_Supplied information_
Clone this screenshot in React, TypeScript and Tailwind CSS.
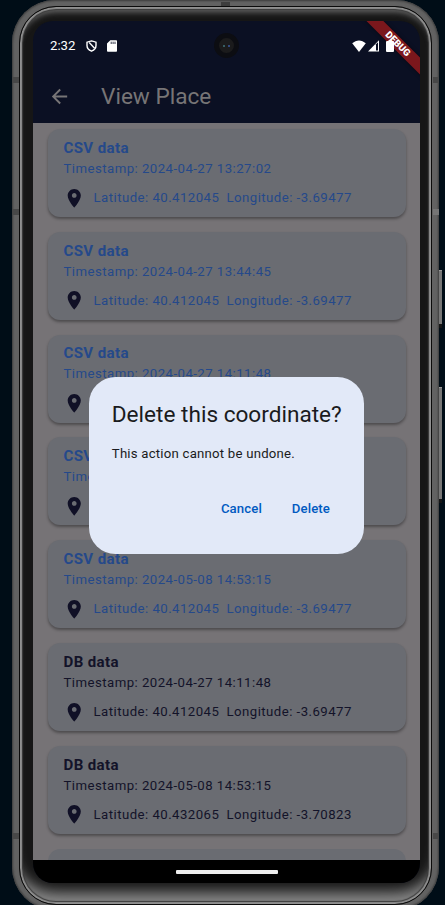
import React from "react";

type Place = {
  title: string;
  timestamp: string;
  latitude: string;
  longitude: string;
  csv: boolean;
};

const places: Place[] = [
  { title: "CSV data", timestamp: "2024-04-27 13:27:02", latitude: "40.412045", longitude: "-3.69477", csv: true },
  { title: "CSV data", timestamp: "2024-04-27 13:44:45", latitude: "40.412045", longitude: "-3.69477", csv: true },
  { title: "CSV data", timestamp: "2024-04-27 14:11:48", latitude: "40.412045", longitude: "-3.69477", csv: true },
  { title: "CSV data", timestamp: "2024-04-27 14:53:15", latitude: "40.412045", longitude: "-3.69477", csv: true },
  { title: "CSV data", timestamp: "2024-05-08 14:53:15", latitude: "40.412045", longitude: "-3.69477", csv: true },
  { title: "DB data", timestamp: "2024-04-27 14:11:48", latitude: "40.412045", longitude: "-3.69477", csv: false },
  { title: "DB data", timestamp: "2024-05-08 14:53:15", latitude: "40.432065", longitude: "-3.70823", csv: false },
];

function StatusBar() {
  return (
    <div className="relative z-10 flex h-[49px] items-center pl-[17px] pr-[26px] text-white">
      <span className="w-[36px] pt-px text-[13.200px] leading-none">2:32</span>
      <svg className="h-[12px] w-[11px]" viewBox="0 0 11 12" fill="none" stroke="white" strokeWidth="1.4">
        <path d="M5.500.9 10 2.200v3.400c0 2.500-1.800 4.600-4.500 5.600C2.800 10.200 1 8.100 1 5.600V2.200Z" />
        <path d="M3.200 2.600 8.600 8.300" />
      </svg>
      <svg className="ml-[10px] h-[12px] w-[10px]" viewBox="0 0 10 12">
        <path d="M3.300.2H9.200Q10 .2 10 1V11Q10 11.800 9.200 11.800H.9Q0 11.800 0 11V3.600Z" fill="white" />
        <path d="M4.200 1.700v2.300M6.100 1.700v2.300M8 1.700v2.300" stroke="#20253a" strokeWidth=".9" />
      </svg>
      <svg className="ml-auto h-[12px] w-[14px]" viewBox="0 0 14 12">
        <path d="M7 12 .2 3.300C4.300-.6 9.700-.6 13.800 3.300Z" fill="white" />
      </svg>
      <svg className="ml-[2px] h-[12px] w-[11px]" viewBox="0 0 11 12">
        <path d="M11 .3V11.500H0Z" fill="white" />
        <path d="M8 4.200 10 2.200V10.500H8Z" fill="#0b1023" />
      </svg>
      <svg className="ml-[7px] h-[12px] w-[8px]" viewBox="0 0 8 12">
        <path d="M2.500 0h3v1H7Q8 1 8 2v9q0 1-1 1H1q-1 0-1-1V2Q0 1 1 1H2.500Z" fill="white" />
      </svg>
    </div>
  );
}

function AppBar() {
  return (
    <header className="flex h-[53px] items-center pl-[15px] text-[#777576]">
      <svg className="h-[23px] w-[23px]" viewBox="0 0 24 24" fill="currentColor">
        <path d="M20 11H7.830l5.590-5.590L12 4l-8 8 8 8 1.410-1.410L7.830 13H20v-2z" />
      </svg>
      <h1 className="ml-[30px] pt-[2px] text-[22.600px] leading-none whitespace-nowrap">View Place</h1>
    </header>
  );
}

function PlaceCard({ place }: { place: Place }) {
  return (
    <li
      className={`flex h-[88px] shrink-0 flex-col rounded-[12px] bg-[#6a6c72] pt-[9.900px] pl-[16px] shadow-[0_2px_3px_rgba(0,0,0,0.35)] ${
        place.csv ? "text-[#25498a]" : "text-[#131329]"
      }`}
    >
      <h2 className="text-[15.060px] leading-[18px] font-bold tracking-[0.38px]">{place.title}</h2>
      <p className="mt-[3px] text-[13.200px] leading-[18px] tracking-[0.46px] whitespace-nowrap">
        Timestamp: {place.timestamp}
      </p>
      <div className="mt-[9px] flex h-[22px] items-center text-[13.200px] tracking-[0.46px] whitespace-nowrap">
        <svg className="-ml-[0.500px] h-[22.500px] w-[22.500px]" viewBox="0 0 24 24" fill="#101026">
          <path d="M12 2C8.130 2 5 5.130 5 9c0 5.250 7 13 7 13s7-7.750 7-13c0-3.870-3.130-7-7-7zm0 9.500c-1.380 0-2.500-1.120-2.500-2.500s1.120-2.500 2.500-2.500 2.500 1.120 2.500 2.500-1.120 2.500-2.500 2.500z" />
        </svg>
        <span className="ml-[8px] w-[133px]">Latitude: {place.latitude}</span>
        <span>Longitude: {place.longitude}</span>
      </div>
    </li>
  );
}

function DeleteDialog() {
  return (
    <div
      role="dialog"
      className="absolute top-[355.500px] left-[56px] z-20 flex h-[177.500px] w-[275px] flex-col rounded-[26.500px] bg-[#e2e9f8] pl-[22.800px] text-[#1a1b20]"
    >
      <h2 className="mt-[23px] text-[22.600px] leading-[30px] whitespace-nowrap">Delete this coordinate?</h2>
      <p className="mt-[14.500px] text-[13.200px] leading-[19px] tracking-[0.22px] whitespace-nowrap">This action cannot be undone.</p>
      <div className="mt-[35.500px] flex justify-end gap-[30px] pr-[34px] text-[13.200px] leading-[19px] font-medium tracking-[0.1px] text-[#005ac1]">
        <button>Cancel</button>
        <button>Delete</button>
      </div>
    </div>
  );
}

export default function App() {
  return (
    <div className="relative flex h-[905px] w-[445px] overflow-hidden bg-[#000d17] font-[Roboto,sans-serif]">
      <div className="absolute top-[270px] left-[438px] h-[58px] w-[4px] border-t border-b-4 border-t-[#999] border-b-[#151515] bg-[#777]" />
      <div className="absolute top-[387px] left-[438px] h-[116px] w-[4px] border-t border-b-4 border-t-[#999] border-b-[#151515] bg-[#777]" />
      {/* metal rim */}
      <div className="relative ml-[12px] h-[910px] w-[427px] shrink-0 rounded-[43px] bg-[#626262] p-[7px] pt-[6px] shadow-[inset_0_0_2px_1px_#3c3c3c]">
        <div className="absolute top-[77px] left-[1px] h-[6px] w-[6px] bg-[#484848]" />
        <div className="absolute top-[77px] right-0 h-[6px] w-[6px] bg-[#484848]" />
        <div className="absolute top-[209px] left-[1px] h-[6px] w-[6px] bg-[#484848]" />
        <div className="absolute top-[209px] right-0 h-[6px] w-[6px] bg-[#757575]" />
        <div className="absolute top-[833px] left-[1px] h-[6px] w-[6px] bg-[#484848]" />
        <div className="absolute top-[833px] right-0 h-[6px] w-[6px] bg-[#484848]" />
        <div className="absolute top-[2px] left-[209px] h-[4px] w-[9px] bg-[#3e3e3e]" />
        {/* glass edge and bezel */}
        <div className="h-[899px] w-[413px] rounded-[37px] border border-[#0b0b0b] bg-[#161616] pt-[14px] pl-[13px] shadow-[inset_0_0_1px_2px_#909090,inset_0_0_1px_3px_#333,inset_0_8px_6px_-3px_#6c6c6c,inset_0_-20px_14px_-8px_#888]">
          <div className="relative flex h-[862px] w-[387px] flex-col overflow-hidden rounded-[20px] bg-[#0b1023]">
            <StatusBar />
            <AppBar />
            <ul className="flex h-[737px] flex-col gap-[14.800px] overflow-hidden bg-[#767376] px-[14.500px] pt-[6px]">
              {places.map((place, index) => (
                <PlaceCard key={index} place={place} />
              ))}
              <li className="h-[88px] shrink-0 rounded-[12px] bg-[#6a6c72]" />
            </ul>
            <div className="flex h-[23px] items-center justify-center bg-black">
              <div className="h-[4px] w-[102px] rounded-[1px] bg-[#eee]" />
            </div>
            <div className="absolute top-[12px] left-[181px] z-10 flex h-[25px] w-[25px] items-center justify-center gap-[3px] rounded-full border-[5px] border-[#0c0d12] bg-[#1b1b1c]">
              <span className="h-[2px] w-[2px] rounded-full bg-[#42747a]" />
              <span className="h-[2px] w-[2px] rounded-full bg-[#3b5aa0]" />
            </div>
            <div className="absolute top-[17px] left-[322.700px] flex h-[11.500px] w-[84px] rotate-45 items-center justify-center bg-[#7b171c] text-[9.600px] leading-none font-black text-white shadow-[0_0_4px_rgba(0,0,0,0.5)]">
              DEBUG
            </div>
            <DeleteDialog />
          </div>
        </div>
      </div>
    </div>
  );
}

_Exercise description_
The lines to collect are those holding the string "React"; copy them all.

_Answer to this exercise_
Clone this screenshot in React, TypeScript and Tailwind CSS.
import React from "react";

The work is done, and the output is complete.